Data listing:
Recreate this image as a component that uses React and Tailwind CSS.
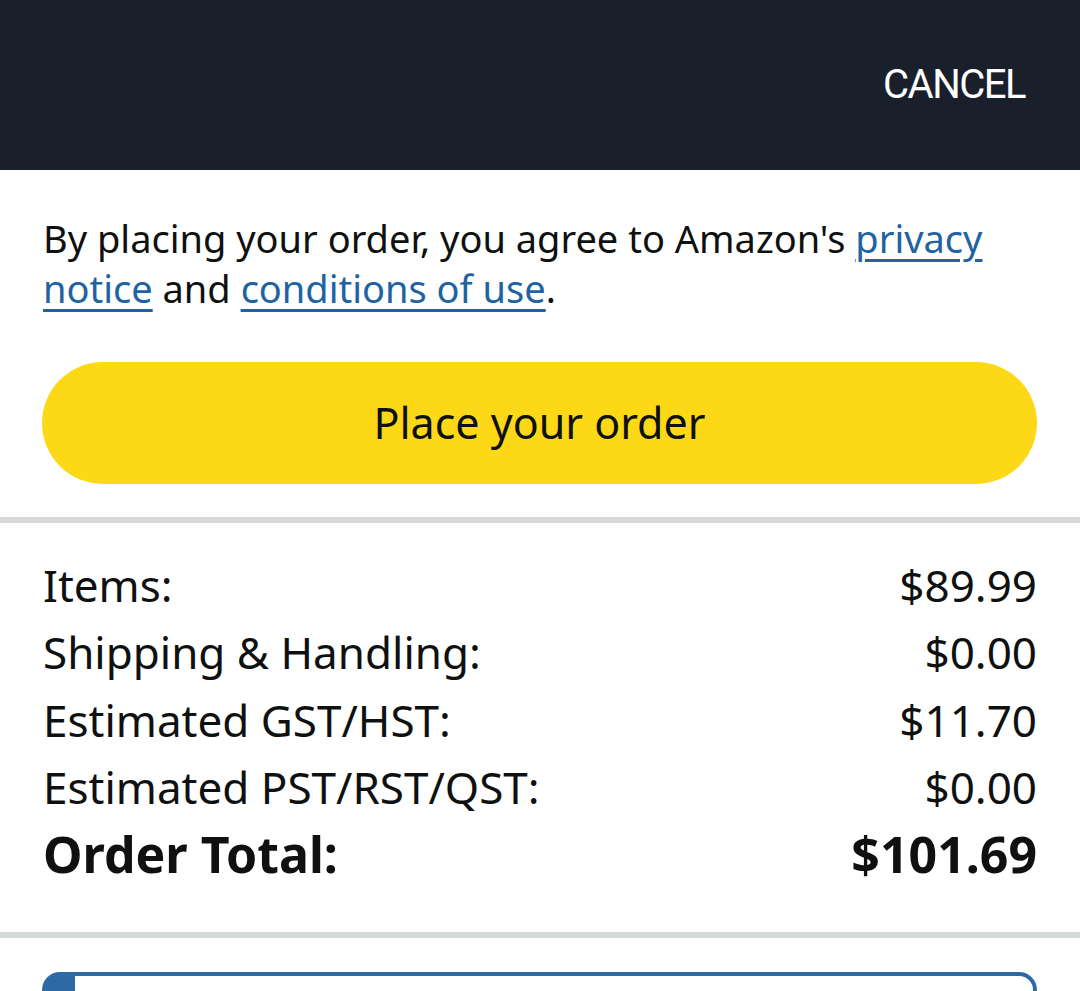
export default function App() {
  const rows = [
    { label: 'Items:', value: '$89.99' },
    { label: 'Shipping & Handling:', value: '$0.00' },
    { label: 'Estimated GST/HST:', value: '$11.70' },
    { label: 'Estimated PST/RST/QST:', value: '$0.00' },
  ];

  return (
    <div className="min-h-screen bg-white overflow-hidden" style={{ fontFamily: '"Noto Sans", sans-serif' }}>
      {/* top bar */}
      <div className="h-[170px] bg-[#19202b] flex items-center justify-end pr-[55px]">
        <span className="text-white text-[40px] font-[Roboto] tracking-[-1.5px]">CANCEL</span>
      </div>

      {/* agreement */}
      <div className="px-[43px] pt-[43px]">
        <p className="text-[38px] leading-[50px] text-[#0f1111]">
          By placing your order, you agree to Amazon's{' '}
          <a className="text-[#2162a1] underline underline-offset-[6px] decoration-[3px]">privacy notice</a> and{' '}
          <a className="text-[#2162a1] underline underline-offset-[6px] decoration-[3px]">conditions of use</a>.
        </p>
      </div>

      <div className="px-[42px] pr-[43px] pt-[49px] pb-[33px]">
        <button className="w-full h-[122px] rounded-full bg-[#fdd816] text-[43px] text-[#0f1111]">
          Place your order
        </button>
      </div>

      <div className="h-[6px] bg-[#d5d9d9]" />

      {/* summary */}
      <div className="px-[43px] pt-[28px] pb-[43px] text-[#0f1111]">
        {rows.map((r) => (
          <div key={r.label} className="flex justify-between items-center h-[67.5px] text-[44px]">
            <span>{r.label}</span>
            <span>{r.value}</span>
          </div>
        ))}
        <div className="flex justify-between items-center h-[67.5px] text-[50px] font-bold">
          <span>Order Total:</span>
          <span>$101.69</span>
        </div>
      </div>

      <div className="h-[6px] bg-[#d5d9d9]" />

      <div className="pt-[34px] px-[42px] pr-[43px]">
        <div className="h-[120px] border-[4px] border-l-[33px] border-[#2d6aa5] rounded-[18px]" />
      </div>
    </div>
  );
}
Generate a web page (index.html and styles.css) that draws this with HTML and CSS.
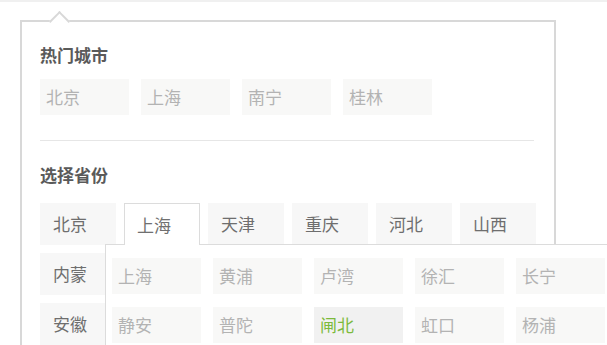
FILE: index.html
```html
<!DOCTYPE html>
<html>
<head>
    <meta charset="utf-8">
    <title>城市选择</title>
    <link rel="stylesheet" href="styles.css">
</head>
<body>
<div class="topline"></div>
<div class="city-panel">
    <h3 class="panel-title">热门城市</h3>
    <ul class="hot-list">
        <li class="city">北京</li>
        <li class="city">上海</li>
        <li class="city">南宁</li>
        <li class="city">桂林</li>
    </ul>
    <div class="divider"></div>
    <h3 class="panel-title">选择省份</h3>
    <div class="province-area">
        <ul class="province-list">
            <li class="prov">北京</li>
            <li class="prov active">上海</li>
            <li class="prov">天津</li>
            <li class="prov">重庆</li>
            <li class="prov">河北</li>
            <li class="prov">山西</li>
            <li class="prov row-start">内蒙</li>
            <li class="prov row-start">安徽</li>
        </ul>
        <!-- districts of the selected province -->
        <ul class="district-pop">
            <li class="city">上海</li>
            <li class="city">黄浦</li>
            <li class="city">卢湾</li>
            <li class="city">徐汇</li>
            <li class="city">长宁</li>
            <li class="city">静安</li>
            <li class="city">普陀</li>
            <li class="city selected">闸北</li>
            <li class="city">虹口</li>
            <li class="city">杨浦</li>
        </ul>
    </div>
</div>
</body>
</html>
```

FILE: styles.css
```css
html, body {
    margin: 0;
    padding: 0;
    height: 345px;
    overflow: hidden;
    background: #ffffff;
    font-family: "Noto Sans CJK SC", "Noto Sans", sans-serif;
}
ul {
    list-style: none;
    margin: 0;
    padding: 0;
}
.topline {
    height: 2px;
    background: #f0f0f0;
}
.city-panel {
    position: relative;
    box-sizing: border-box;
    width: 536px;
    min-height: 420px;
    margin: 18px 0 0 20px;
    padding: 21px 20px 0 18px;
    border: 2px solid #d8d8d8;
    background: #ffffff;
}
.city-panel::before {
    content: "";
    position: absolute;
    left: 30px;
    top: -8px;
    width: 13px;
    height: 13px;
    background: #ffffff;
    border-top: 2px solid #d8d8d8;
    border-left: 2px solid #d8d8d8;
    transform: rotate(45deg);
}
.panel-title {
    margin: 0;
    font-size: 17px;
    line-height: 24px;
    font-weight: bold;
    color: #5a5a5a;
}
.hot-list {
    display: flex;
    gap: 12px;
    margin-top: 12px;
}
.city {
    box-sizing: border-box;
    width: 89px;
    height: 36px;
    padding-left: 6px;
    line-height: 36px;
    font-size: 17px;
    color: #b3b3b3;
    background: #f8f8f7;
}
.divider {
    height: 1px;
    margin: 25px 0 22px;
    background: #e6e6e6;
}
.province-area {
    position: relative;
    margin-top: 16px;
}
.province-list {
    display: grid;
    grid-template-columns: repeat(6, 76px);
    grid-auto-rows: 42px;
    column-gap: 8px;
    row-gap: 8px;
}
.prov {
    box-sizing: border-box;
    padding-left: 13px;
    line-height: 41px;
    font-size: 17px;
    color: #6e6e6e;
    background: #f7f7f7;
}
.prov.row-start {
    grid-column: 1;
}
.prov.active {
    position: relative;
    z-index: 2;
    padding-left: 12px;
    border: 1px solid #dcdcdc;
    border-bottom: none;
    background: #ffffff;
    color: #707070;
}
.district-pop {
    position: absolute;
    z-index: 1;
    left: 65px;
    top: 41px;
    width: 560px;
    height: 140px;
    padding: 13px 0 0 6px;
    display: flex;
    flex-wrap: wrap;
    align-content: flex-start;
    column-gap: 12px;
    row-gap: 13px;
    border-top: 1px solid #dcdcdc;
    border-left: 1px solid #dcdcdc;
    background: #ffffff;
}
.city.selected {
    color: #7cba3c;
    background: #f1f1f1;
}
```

§ **What to do**: From the entries above, copy each line holding "index".

§ **The solution**:
Generate a web page (index.html and styles.css) that draws this with HTML and CSS.
FILE: index.html
    z-index: 2;
    z-index: 1;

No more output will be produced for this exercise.